Improving the flexibility of coal-fired power generators: Impact on the composition of a cost-optimal electricity system
Journal article, 2018
A transformation of the electricity generation system is required to drastically reduce the associated CO2 emissions. In future systems, variable renewable energy sources (wind and solar) are expected to provide a significant fraction of the electricity supply, increasing the requirement for variation management compared with today´s situation. This paper investigates the impacts of measures designed to increase the competitiveness of coal-fired power plants in future energy systems, which are facing restrictions related to CO2 emissions and variable operation as a consequence of high penetration levels of wind and solar power. We investigate the cost-optimal compositions of three regional electricity generation systems with different conditions for generation using renewables with a linear cost-minimizing investment model. The model is applied in two energy policy scenarios: one with a tight cap on CO2 emissions, and one with a stringent requirement for generation from renewables.

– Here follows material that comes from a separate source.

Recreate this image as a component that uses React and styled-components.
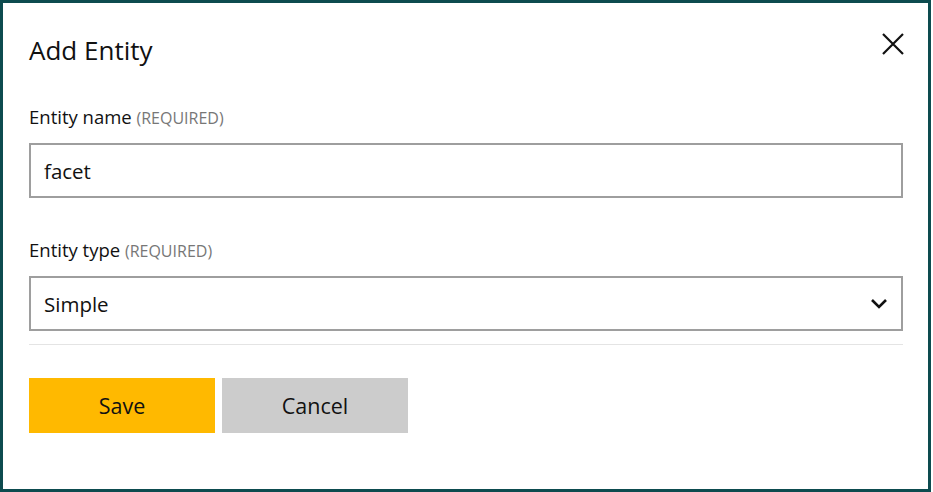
import React from 'react'
import styled, { createGlobalStyle } from 'styled-components'

const GlobalStyle = createGlobalStyle`
    body {
        margin: 0;
        background: #ffffff;
        font-family: "Open Sans", "Noto Sans", sans-serif;
    }
`

const Dialog = styled.div`
    box-sizing: border-box;
    width: 931px;
    height: 492px;
    border: 3px solid #0d4b4f;
    background: #ffffff;
    padding: 0 25px 0 26px;
    display: flex;
    flex-direction: column;
`

const Header = styled.div`
    display: flex;
    align-items: center;
    justify-content: space-between;
    height: 94px;
`

const Title = styled.h1`
    margin: 0;
    font-size: 26px;
    font-weight: 400;
    color: #111;
`

const CloseButton = styled.button`
    border: none;
    background: none;
    padding: 0;
    margin: 0 -5px 12px 0;
    width: 30px;
    height: 30px;
    display: flex;
    align-items: center;
    justify-content: center;
    cursor: pointer;
`

const Field = styled.div`
    display: flex;
    flex-direction: column;
    margin-top: ${p => p.$top}px;
`

const Label = styled.label`
    font-size: 18.5px;
    color: #111;
    line-height: 24px;
    margin-bottom: 13px;

    span {
        font-size: 16px;
        color: #777;
    }
`

const Input = styled.div`
    box-sizing: border-box;
    height: 55px;
    border: 2px solid #9e9e9e;
    padding: 0 13px;
    display: flex;
    align-items: center;
    justify-content: space-between;
    font-size: 20.5px;
    color: #111;
`

const Divider = styled.hr`
    margin: 13px 0 0;
    border: none;
    border-top: 1px solid #e4e4e4;
`

const Actions = styled.div`
    display: flex;
    gap: 7px;
    margin-top: 33px;
`

const Button = styled.button`
    width: 186px;
    height: 55px;
    border: none;
    font-family: inherit;
    font-size: 21.5px;
    color: #111;
    background: ${p => p.$primary ? '#ffb900' : '#cccccc'};
    cursor: pointer;
`

export default function App() {
    return (
        <>
            <GlobalStyle />
            <Dialog>
                <Header>
                    <Title>Add Entity</Title>
                    <CloseButton aria-label="Close">
                        <svg width="24" height="24" viewBox="0 0 24 24">
                            <path d="M2 2 L22 22 M22 2 L2 22" stroke="#111" strokeWidth="2.2" fill="none" />
                        </svg>
                    </CloseButton>
                </Header>
                <Field $top={8}>
                    <Label>Entity name <span>(REQUIRED)</span></Label>
                    <Input>facet</Input>
                </Field>
                <Field $top={40}>
                    <Label>Entity type <span>(REQUIRED)</span></Label>
                    <Input>
                        Simple
                        <svg width="18" height="12" viewBox="0 0 18 12">
                            <path d="M2 2 L9 9 L16 2" stroke="#111" strokeWidth="2.6" fill="none" />
                        </svg>
                    </Input>
                </Field>
                <Divider />
                <Actions>
                    <Button $primary>Save</Button>
                    <Button>Cancel</Button>
                </Actions>
            </Dialog>
        </>
    )
}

In a system with a stringent requirement for electricity generation from renewables but without a CO2 cap, coal-based technologies with improved cycling properties provide variation management, given that the development of measures for ensuring improved flexibility continues and reaches full-scale implementation at moderate cost. The effects of improved cycling properties on the system composition are especially relevant for regions with moderate potential for wind and solar generation, in that they reduce wind curtailment and improve the underlying conditions for investments in solar power. In the system with a tight CO2 cap, only coal-based technologies with Carbon Capture and Storage (CCS) and co-firing of biomass are feasible. Increasing the share of biomass in co-firing technologies to achieve negative CO2 emissions increases the competitiveness of these technologies to a greater extent than if simply the cycling properties are improved. A larger co-firing fraction reduces the total system costs, since it facilitates the provision of low-cost flexibility by Natural Gas Combined Cycle (NGCC) plants, and it is especially important in regions where nuclear power is otherwise cost-competitive, as low-cost flexibility stimulates investments in wind and solar power at the expense of nuclear power.